MEP Romana Tomc also owns a substantial stock portfolio. In February this year, in her profile published on the SDS party’s website, she only said she owned shares in NTV24 (Nova24tv), but according to KDD data, as of July 18 2024, she owned shares of Krka, Port of Koper, Petrol, Sava Re, NLB, Telekom Slovenia, and Triglav Insurance.
A good year later, on August 20 this year, she was still the owner of these shares. Their total value, based on the average daily stock market values at the time, was nearly €540,000. Ms. Tomc provided no concrete response to journalists’ questions.
The mayor of Pivka, Robert Smrdelj, is the majority owner of Nemeza, a company engaged in the rental and operation of real estate according to Ajpes data. During his mayoral terms – he has been mayor since 1998 – he built a house with two apartments and two swimming pools on the Croatian island of Krk. According to the purchase agreement, he sold the larger apartment in 2022 for €380,000, while keeping the other apartment in the villa.
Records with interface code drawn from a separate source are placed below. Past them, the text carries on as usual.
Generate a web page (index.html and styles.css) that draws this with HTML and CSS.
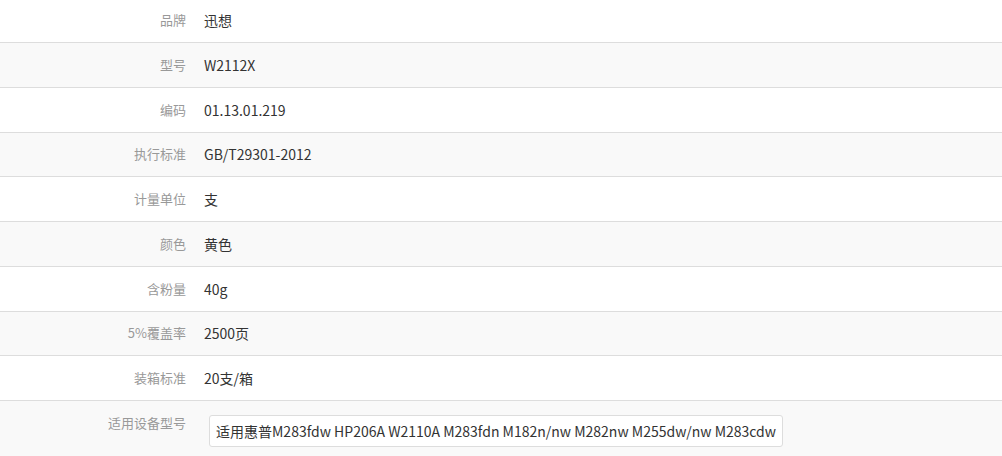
FILE: index.html
```html
<!DOCTYPE html>
<html lang="zh">
<head>
<meta charset="utf-8">
<link rel="stylesheet" href="styles.css">
</head>
<body>
<table class="spec">
  <tbody>
    <tr><th>品牌</th><td>迅想</td></tr>
    <tr><th>型号</th><td>W2112X</td></tr>
    <tr><th>编码</th><td>01.13.01.219</td></tr>
    <tr><th>执行标准</th><td>GB/T29301-2012</td></tr>
    <tr><th>计量单位</th><td>支</td></tr>
    <tr><th>颜色</th><td>黄色</td></tr>
    <tr><th>含粉量</th><td>40g</td></tr>
    <tr><th>5%覆盖率</th><td>2500页</td></tr>
    <tr><th>装箱标准</th><td>20支/箱</td></tr>
    <tr class="last"><th>适用设备型号</th><td><div class="box">适用惠普M283fdw HP206A W2110A M283fdn M182n/nw M282nw M255dw/nw M283cdw</div></td></tr>
  </tbody>
</table>
</body>
</html>
```

FILE: styles.css
```css
html, body {
  margin: 0;
  padding: 0;
  background: #fff;
}
body {
  font-family: "Noto Sans CJK SC", "Liberation Sans", sans-serif;
  font-size: 13px;
  color: #333;
}
.spec {
  width: 100%;
  border-collapse: collapse;
  margin-top: -2.25px;
}
.spec tr {
  height: 44.75px;
}
.spec tr:nth-child(even) {
  background: #f9f9f9;
}
.spec th, .spec td {
  border-top: 1px solid #ddd;
  padding: 0 8px;
  vertical-align: middle;
  line-height: 20px;
}
.spec tr:first-child th, .spec tr:first-child td {
  border-top: none;
}
.spec th {
  width: 178px;
  text-align: right;
  font-weight: normal;
  color: #999;
}
.spec td {
  text-align: left;
  font-size: 14px;
  padding-left: 10px;
}
.spec tr.last th {
  vertical-align: top;
  padding-top: 12px;
}
.spec tr.last td {
  padding-top: 14px;
  padding-bottom: 9px;
}
.box {
  display: inline-block;
  margin-left: 5px;
  border: 1px solid #ddd;
  border-radius: 3px;
  background: #fff;
  padding: 5px 6px;
  font-size: 14px;
  line-height: 20px;
}
```
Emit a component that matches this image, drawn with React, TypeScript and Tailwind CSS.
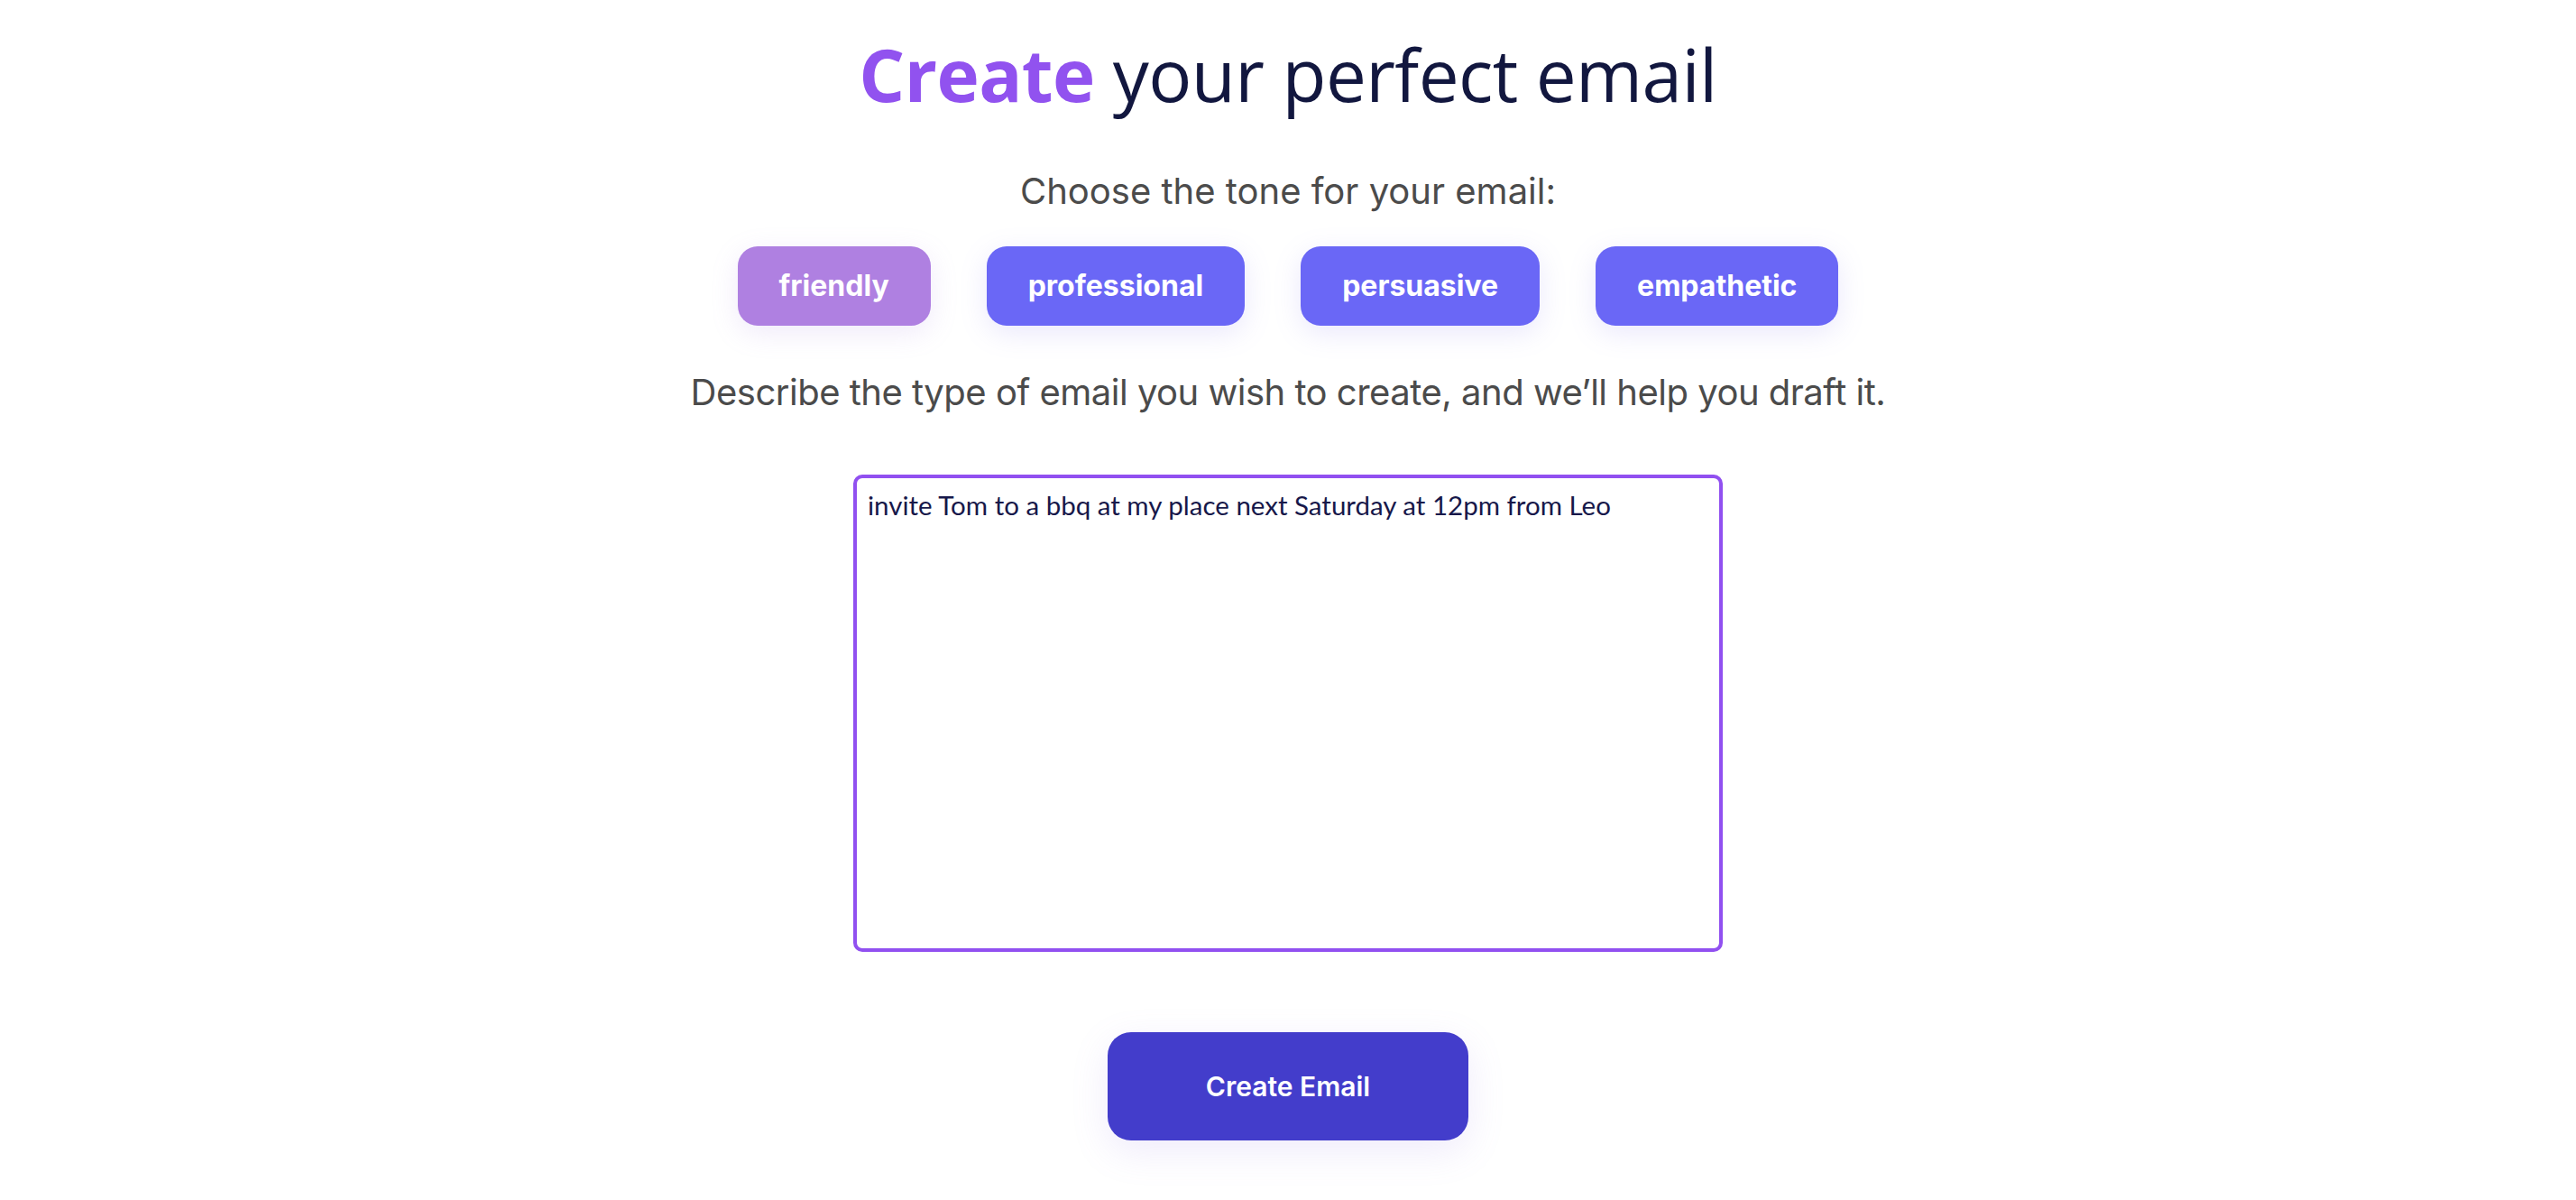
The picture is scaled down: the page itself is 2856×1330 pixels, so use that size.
const tones = [
  { label: 'friendly', active: true },
  { label: 'professional', active: false },
  { label: 'persuasive', active: false },
  { label: 'empathetic', active: false },
];

export default function App() {
  return (
    <div className="min-h-screen w-full bg-white flex flex-col items-center font-['Inter',sans-serif]">
      <h1 className="pt-[34px] text-[80px] leading-[96px] tracking-[-0.6px] font-['Open_Sans',sans-serif] text-[#12173f]">
        <span className="font-bold text-[#9152ef]">Create</span> your perfect email
      </h1>

      <p className="mt-[58px] text-[40px] leading-[48px] text-[#4b4b4b]">Choose the tone for your email:</p>

      <div className="mt-[37px] flex items-center gap-[62px]">
        {tones.map((t) => (
          <button
            key={t.label}
            className={
              t.active
                ? 'h-[88px] px-[46px] rounded-[22px] bg-[#af80e1] text-white text-[32px] font-bold shadow-[0_8px_30px_rgba(170,140,230,0.18)]'
                : 'h-[88px] px-[46px] rounded-[22px] bg-[#6a67f6] text-white text-[32px] font-bold shadow-[0_8px_30px_rgba(140,130,240,0.18)]'
            }
          >
            {t.label}
          </button>
        ))}
      </div>

      <p className="mt-[50px] text-[40px] leading-[48px] tracking-[-0.5px] text-[#4b4b4b]">
        Describe the type of email you wish to create, and we’ll help you draft it.
      </p>

      <textarea
        className="mt-[67px] w-[964px] h-[529px] border-[4px] border-[#9150f0] rounded-[10px] px-[12px] py-[12px] text-[29.5px] leading-[36px] text-[#17184a] font-['Lato',sans-serif] outline-none resize-none"
        defaultValue="invite Tom to a bbq at my place next Saturday at 12pm from Leo"
      />

      <button className="mt-[89px] w-[400px] h-[120px] rounded-[26px] bg-[#433dcb] text-white text-[30px] font-semibold shadow-[0_12px_40px_rgba(150,120,230,0.15)]">
        Create Email
      </button>
    </div>
  );
}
Ajpes data shows that Mr. Smrdelj is also a co-founder of the Pivka Local Acceleration Centre, established by the municipality in 1998. Data from Erar states that the centre received more than €1.1 million in funding from the municipality between October 2016 and August 2025. It is unclear how the mayor came to be a co-founder of the municipal accelerator, and we are still awaiting clarification on this matter. We will publish it when we receive it.
Mayor Smrdelj did not register this organization on the list of entities with restrictions on business activities with the public sector maintained by the KPK. In response to Oštro’s findings, the KPK among other explained that the mayor of Pivka, as co-founder, should have reported the local accelerator to the body where he performs his function, adding: “We will also investigate the circumstances in this case”.
At the end of last year, KPK data showed 24,327 persons subject to declaring their assets. Currently, the supervision of declarations is being carried out by “two employees”. This is one more than in May 2023, when Oštro first published data in the Asset Detector.
*The article in Slovene was published on October 23, 2025.